Близится рассвет. На потолке проступают, движущиеся от слабого ветра, тени деревьев за окном. Уже погасли фонари, антрацитные оттенки ночи сменяются тёмно-синими, затем дымчатыми, проступают цветные очертания мебели, а снаружи доносится пение рассветных птиц. Я бережно вырисовываю бессмысленные узоры по сатиновой ткани пододеяльника, находясь в таком сумрачном, далёком состоянии, благодаря которому могу немного передохнуть, не проваливаясь в очередную ловушку сна.
Под конец ночи кошмары сменились чувством падения, смешанным с предчувствием нападения. Как будто падаю вниз в пропасть и одномоментно на меня прыгает зверь. Это чувство в рекурсии, следует одно за другим, повторяясь циклом. Даже кажется, что ничего нет кроме адреналина, бесконечного ужаса и страха.
Как же хорошо в итоге выбраться из кольца, оказаться в реальности, осознавая и не осознавая себя. Небольшой отдых перед завтрашним днём. Завтра предстоит лгать. Много лжи, мало правды и совсем никаких страхов. Никто не должен узнать о том, что узнала я. Это необходимо, чтобы вытащить Ингу из Москвы.
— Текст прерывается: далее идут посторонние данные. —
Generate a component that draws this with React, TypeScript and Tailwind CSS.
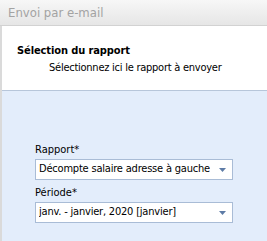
function Select({ value }: { value: string }) {
  return (
    <div className="flex h-[21px] w-[198px] items-center justify-between border border-[#a9bcd6] bg-white pl-[3px] pr-[6px]">
      <span className="truncate text-[11px] tracking-[-0.2px] text-black">{value}</span>
      <svg width="7" height="4" viewBox="0 0 7 4" className="shrink-0">
        <path d="M0 0h7L3.5 4z" fill="#5d7ba6" />
      </svg>
    </div>
  )
}

export default function App() {
  return (
    <div className="flex h-[241px] w-[267px] flex-col overflow-hidden font-['DejaVu_Sans_Condensed','Liberation_Sans',sans-serif]">
      <div className="flex h-[26px] shrink-0 items-center border-b border-[#d2d2d2] bg-gradient-to-b from-[#f7f7f7] to-[#e6e6e6] pl-[8px] text-[13px] text-[#a3a3a3]">
        Envoi par e-mail
      </div>
      <div className="flex flex-1 border-l-2 border-[#dadada]">
        <div className="flex flex-1 flex-col">
          <div className="h-[65px] shrink-0 border-b border-[#b7c6da] bg-white pl-[15px] pt-[18px]">
            <div className="text-[11px] font-bold leading-[14px] tracking-[-0.1px] text-black">Sélection du rapport</div>
            <div className="mt-[3px] pl-[32px] text-[11px] leading-[14px] tracking-[-0.25px] text-black">
              Sélectionnez ici le rapport à envoyer
            </div>
          </div>
          <div className="flex-1 bg-[#e3edfb] pl-[33px] pt-[52px]">
            <div className="text-[11px] leading-[14px] text-black">Rapport*</div>
            <div className="mt-[2px]">
              <Select value="Décompte salaire adresse à gauche" />
            </div>
            <div className="mt-[6px] text-[11px] leading-[14px] text-black">Période*</div>
            <div className="mt-[2px]">
              <Select value="janv. - janvier, 2020 [janvier]" />
            </div>
          </div>
        </div>
      </div>
    </div>
  )
}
Для Армана я маленькая девочка, почти щенок. Не стоит со мной считаться, мной надо управлять и тогда не будет никаких проблем. Сложно признаться, но в глубине души мне это нравится. Хочется быть слабой девочкой, за которую решают другие. Никакой ответственности, ничего не надо решать. Всё просто и есть на кого свалить вину. Вот только это неправильно. Это путь неона. Путь безволия. А я слишком хорошо помню, чем такой путь закончился в прошлый раз. Я должна научиться сама принимать решения и брать ответственность за свою жизнь. Иначе нельзя.
Придётся обратиться к Эльзе за помощью, ведь только она имеет связи в Москве и какие-то способы или идеи, как снять человека с крючка неона.
Вопрос только в том, захочет ли она помогать?
***
Кажется, я всё-таки заснула, потому что в следующий момент, когда открыла глаза, то увидела яркие солнечные лучи, пробивающиеся сквозь раскрытые почти настежь занавески. Утро безжалостно сбежало вслед за ночью — часы на тумбочке отбивают одиннадцатый час.